Welp, I did it. I pulled the trigger and started ordering bathroom stuff. I guess once you put something out there on the internet for millions of people to see (or more like 12 people, if you’re me), the pressure to stop talking and start doing increases exponentially (or maybe just slightly, whatever, I’m not good with pressure).
Which is one way of saying, I’m still not actually “doing” anything, unless shopping counts. I clicked “buy” a couple of times on the computer. And made one unsuccessful shopping trip to IKEA, where I learned: never take a toddler to IKEA to buy a bathroom vanity. I came home with $5 worth of brightly colored plastic cups and plates and no bathroom vanity. I was going to order it online but they wanted $75 for shipping and I was like, are you kidding?

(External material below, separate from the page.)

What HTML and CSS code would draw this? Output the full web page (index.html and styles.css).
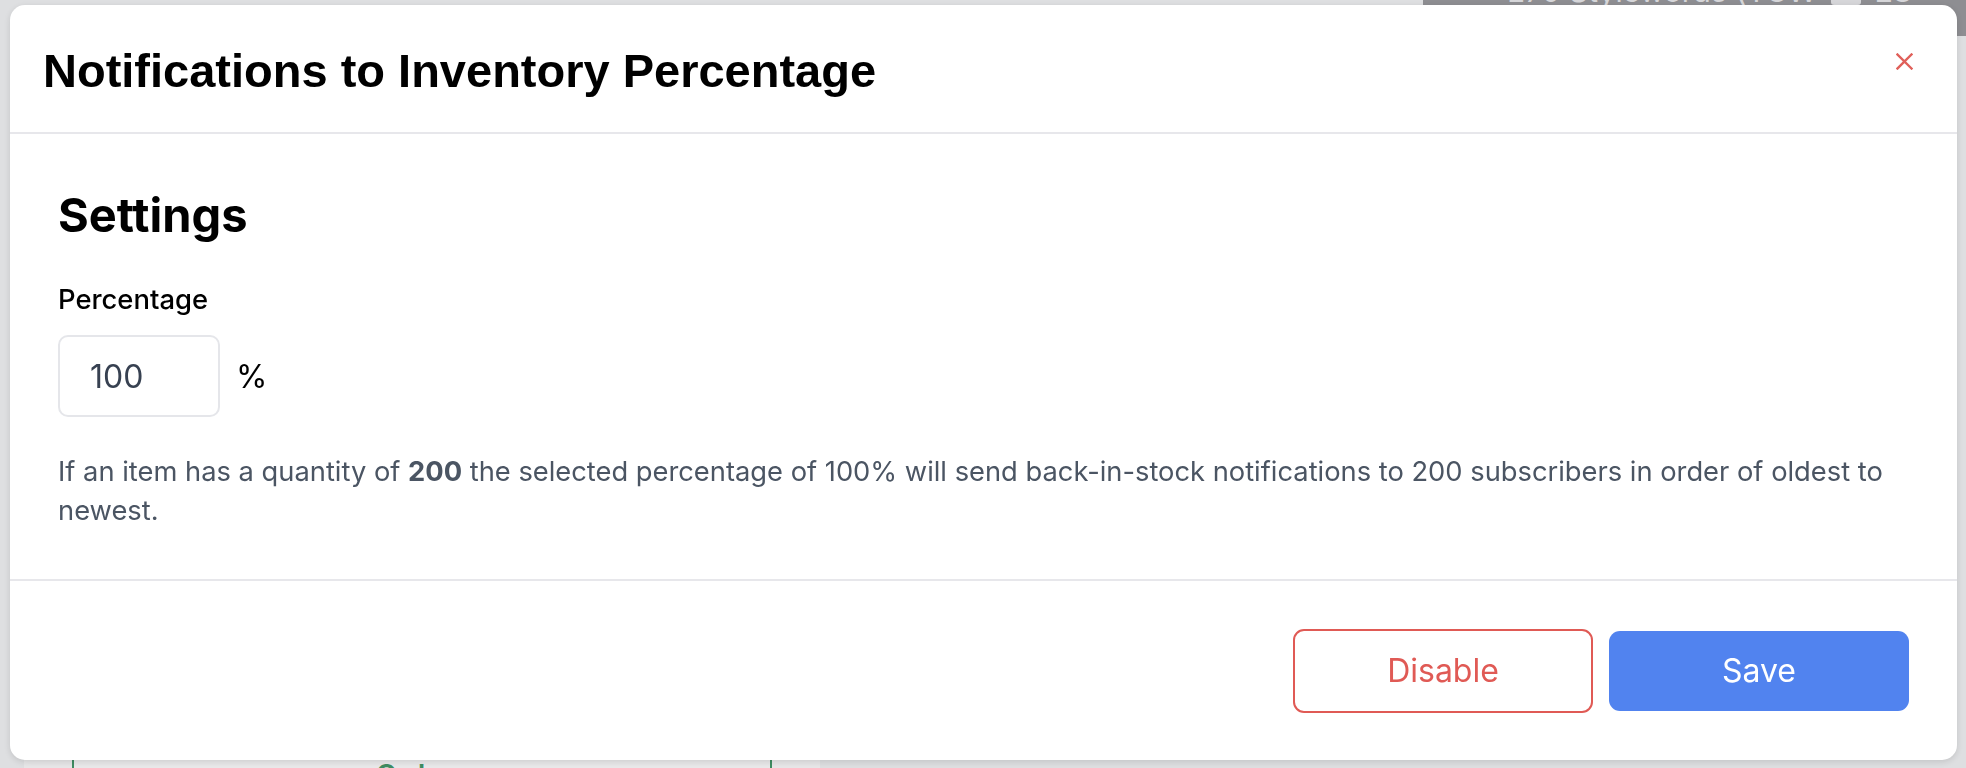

I am on a $1500 budget for a gut-job bathroom remodel and I live 15 minutes away and you want MONEY to deliver it right to my door?

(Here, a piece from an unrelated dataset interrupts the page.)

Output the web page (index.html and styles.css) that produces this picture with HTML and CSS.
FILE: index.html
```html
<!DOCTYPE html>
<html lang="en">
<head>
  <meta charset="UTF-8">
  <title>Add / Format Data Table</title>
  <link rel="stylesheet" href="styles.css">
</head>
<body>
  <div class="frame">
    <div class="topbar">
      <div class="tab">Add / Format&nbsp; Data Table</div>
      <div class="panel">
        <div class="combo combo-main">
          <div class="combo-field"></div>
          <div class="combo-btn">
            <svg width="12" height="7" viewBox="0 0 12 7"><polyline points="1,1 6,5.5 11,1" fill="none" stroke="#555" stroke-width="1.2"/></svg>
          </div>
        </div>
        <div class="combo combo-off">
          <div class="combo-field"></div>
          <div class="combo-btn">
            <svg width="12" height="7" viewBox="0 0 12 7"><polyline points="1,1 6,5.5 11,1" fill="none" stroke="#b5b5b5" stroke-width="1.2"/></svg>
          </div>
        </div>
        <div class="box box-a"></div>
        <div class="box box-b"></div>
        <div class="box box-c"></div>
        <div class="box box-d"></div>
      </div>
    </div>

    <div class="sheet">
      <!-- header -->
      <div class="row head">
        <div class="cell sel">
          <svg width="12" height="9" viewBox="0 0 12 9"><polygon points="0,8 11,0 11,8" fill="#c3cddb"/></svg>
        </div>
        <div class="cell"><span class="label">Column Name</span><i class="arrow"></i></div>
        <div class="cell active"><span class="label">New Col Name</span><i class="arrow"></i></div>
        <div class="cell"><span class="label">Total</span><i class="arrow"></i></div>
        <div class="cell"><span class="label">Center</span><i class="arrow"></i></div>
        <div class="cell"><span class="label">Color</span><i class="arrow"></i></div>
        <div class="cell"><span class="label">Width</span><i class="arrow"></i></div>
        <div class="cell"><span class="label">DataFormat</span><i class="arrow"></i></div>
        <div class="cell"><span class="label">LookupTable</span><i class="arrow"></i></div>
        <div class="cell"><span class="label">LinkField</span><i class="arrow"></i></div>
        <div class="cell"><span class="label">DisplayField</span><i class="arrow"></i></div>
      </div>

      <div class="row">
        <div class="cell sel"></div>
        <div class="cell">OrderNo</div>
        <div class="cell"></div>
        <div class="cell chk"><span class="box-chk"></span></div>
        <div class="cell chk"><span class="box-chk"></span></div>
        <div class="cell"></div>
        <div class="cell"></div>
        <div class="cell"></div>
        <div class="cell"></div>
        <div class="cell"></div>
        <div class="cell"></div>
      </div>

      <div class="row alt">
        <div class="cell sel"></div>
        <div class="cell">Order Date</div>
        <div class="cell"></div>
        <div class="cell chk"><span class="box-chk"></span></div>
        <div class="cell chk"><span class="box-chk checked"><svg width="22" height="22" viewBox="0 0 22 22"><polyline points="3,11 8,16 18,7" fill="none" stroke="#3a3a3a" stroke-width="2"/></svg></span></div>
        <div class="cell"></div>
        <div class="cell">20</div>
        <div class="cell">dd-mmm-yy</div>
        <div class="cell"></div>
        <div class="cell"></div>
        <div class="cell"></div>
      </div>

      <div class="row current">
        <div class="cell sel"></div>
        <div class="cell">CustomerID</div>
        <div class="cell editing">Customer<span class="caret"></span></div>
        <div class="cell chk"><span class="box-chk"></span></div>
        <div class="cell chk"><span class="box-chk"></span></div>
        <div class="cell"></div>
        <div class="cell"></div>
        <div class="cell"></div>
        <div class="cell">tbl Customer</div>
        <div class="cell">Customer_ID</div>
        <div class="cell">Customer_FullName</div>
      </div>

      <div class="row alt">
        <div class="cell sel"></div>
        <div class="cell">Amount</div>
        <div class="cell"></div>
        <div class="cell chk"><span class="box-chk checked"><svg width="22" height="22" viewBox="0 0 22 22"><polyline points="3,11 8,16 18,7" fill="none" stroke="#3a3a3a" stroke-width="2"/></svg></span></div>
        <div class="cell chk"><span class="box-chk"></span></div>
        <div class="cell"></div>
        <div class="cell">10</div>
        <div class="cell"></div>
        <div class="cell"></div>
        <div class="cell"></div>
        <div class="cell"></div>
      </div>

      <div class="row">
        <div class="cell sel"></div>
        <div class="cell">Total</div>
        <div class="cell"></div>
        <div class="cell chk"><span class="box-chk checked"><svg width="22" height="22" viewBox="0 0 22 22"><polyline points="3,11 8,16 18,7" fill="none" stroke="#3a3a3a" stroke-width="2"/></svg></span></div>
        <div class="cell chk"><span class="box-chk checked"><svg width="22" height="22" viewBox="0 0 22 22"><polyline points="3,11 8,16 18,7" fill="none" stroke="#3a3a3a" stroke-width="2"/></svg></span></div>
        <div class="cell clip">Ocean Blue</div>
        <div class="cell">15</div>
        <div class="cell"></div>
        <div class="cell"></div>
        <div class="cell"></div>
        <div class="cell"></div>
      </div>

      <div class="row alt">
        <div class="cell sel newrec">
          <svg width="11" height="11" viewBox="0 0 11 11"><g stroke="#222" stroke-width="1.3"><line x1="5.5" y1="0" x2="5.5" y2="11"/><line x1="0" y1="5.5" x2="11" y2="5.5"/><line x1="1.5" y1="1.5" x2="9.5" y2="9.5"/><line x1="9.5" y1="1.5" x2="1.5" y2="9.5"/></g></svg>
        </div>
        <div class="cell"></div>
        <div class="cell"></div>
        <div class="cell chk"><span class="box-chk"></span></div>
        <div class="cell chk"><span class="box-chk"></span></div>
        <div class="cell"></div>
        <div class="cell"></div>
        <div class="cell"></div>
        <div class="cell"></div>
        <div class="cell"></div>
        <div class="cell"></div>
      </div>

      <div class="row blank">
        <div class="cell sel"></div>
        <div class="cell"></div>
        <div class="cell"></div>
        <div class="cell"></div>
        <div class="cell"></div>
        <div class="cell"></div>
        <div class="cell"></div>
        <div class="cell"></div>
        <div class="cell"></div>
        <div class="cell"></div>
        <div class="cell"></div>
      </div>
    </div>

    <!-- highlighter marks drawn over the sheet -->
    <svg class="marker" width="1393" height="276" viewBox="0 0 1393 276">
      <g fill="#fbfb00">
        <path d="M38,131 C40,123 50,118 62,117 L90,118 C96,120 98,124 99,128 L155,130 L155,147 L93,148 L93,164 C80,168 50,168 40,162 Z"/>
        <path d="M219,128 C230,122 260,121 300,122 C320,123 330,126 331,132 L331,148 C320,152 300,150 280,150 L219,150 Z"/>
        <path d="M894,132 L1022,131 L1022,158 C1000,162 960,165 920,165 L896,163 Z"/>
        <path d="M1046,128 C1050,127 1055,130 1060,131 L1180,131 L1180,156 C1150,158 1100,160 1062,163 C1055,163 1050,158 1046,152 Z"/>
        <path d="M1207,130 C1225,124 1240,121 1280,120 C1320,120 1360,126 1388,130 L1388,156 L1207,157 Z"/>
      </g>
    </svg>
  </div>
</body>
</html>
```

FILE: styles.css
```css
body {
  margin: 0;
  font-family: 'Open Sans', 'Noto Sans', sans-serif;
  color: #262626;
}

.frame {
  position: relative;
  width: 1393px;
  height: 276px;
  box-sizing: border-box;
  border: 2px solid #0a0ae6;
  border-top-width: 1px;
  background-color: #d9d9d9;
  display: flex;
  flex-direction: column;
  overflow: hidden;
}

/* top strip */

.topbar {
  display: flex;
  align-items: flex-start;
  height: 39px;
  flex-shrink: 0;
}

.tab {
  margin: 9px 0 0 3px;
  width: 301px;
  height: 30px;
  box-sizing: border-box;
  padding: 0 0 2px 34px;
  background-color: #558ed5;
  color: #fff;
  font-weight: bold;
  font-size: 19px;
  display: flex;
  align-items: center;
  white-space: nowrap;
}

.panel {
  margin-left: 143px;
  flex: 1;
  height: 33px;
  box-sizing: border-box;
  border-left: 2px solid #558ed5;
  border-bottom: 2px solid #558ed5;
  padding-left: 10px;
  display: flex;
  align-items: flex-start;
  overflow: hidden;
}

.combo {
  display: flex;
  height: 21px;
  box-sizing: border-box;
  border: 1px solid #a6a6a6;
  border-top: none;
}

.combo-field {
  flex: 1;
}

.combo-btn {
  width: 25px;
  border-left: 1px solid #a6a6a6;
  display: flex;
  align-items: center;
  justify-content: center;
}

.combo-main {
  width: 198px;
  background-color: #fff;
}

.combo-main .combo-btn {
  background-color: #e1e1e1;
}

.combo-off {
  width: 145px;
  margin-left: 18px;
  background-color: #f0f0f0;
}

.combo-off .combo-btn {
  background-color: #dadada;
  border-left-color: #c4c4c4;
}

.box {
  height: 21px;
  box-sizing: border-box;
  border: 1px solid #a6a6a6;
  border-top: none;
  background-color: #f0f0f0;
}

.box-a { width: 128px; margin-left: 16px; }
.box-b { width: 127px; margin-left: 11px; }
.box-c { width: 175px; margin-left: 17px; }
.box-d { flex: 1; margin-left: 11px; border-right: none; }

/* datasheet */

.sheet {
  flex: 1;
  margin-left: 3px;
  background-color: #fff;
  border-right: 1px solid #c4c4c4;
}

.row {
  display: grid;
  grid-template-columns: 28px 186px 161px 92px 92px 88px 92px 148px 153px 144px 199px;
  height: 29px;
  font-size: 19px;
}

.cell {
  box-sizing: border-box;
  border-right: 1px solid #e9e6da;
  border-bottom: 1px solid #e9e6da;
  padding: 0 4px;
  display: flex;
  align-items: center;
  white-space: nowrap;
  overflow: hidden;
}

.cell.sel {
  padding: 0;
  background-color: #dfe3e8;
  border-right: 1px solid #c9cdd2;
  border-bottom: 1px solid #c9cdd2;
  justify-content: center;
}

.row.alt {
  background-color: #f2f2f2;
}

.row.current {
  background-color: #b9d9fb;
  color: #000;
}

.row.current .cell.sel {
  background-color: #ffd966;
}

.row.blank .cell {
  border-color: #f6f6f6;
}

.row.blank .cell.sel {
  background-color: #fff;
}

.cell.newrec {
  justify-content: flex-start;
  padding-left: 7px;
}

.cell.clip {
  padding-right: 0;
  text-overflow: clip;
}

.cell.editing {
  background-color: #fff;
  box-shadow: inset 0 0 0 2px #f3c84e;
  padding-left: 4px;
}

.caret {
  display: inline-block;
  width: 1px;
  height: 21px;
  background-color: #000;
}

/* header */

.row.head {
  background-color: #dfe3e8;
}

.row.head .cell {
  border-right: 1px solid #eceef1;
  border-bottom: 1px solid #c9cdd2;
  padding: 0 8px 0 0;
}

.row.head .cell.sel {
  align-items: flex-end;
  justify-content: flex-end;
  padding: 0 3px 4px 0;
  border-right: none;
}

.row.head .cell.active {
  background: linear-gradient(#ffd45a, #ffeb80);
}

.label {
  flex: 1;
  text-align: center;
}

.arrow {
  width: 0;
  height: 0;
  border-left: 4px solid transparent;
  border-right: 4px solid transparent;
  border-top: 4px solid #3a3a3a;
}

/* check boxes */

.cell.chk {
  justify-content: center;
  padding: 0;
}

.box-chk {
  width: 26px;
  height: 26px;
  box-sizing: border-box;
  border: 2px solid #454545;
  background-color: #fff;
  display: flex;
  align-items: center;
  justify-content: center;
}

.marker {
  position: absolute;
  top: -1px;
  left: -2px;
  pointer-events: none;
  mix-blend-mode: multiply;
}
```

I somehow managed to make it through the minefield that IKEA has delightfully named the “Marketplace” with only the aforementioned plastic cups and plates, and into the bathroom section, only to find that the tags on the sink and vanity I had planned to pick up said “Contact staff for purchase and information,” rather than simply listing the self-serve bay area where I had hoped to, you know, self-serve and GTFO. I looked around and saw no staff to contact. The tags on the faucets I wanted said “This item is available in BATHROOM.” I looked around BATHROOM – which I assumed was where I was standing – and saw no faucets packaged for purchase. Meanwhile, my kid is dragging a plastic step stool from one display to the next, trying out all the faucets and getting increasingly upset that no water is coming out, and I have to pee and am surrounded by toilets that say “for display purposes only.”
$75 for delivery?! I will give you $200 if I never have to set foot in an IKEA ever again.

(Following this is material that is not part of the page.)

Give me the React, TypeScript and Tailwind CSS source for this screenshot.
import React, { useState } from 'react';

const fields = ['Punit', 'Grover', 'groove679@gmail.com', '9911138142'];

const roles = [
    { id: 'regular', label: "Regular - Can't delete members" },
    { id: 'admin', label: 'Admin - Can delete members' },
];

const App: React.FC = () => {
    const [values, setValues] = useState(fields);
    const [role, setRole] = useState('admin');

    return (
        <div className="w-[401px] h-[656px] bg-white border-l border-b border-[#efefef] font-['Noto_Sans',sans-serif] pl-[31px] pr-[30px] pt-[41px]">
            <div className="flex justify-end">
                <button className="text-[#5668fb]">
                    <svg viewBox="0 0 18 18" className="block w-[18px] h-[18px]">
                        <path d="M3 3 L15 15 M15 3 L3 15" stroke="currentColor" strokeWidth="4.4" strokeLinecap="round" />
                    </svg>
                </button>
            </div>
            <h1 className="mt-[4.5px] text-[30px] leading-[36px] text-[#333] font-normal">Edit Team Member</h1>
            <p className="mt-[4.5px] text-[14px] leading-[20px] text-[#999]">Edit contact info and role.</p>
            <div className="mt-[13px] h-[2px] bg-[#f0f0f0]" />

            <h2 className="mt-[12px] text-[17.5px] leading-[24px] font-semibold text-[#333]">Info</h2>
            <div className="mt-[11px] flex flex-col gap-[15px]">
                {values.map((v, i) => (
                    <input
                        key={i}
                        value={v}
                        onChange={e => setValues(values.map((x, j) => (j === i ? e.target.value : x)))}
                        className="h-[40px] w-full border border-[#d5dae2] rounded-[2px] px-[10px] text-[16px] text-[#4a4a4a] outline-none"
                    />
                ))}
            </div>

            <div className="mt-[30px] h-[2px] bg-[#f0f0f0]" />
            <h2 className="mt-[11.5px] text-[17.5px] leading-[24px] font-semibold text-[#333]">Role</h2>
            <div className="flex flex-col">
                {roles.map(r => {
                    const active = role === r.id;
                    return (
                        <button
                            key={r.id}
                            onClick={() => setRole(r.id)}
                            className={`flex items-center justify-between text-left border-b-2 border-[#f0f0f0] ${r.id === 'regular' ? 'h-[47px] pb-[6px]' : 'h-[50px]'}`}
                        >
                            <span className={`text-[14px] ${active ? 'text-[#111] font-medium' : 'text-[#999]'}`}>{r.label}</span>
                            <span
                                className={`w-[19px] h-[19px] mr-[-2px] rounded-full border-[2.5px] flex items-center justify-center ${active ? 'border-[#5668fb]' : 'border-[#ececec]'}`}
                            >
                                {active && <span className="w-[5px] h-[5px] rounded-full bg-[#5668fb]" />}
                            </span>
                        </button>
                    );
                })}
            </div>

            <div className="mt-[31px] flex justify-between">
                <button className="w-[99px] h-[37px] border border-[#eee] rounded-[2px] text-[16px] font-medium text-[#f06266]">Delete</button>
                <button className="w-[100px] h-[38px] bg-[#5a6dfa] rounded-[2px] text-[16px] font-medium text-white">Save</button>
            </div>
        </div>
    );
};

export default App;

Anyhoo. Assuming that I do, at some point, manage to procure a sink and vanity, here’s what I have planned so far:
The overarching decor theme I’m going for is “traditional with a modern twist,” and also, more importantly,”cheap but nicer than it was.” We’ll be replacing the vinyl floor with different vinyl floor (faux-marble instead of pink-and-gray-swirl!), and the wallboard with different wallboard (faux-beadboard instead of pink-and-gray-swirl!). My sensibilities cry out for ALL THE TILE but my budget says, “this will not be your house for much longer, get over it.”
I satisfied my need for bling with a vanity light that appears to be encrusted with rhinestones and yet, somehow, cost less than $100. I didn’t consult with Chris, and when it arrived on our doorstep I made him watch me unpack it with great fanfare, so that I could see his reaction because of course he was going to think it was as awesome as I thought it was.
He said, and I quote: “Huh. I don’t know if I would have gone with sparkly.”
I said, “You say sparkly like it’s a bad thing.”
He said, “I guess it’s better than the one we have, right?”
Dear god, yes. Of course it’s better than the one we have. Could you set the bar any lower?
In the 11 years we’ve lived in this house, that light fixture has never had more than 3 working bulbs in it at a time. Intentionally. I used to think it was so that we didn’t burn our retinas out every time we turned it on, until Chris informed me that it was to save electricity. Why pay to light 6 bulbs when 3 will do? I’ll put the $6 we saved over the last 11 years toward the price of the new light fixture.
Speaking of saving money, do you guys remember when I customized the millwork in Rowan’s room and what a great idea that was? And when I say “great,” I mostly mean it sarcastically? I wasn’t going to do that here in this bathroom remodel, because, you know, time and money. Mostly time. But I priced out trim and it was literally the most expensive line item in the budget. So before I presented the budget to Chris, I spent quite a bit of time convincing myself that I could live with the bowed and twisted pine 1×4’s and 1×6’s that currently serve as our casings, because I knew Chris would not agree to spend that much money on such a small detail. In my heart I knew they looked like shit and although a potential buyer probably would NOT notice new casings, they probably WOULD notice the shitty old ones. Plus I really wanted new ones. I would totally spend time and money that we don’t really have, despite any lessons I should have learned the last time I customized moldings. What I needed was someone to tell me “no,” and I knew Chris would be my guy.
And then we sat down to discuss the budget and before I even opened up the spreadsheet I had prepared, he said, “We should probably replace the casings around the door and window in there, huh?”
This is my happy face.
Now I’ve got a box of casing in my basement that needs to be resized (I’ll refer you again to this post). And then it’ll have to be painted, along with a box of baseboard and a box of shoe molding and a box of wainscot cap.
At least I’ll have plenty to do while we wait for the stars to align and present us with three days in a row during which neither Chris nor I have to work, and friends and family are available to take the kid off our hands. July isn’t looking good, so maybe early August, but Chris doesn’t get his work schedule until July 20th. So I guess I’ll just sit here and get more pregnant while we wait.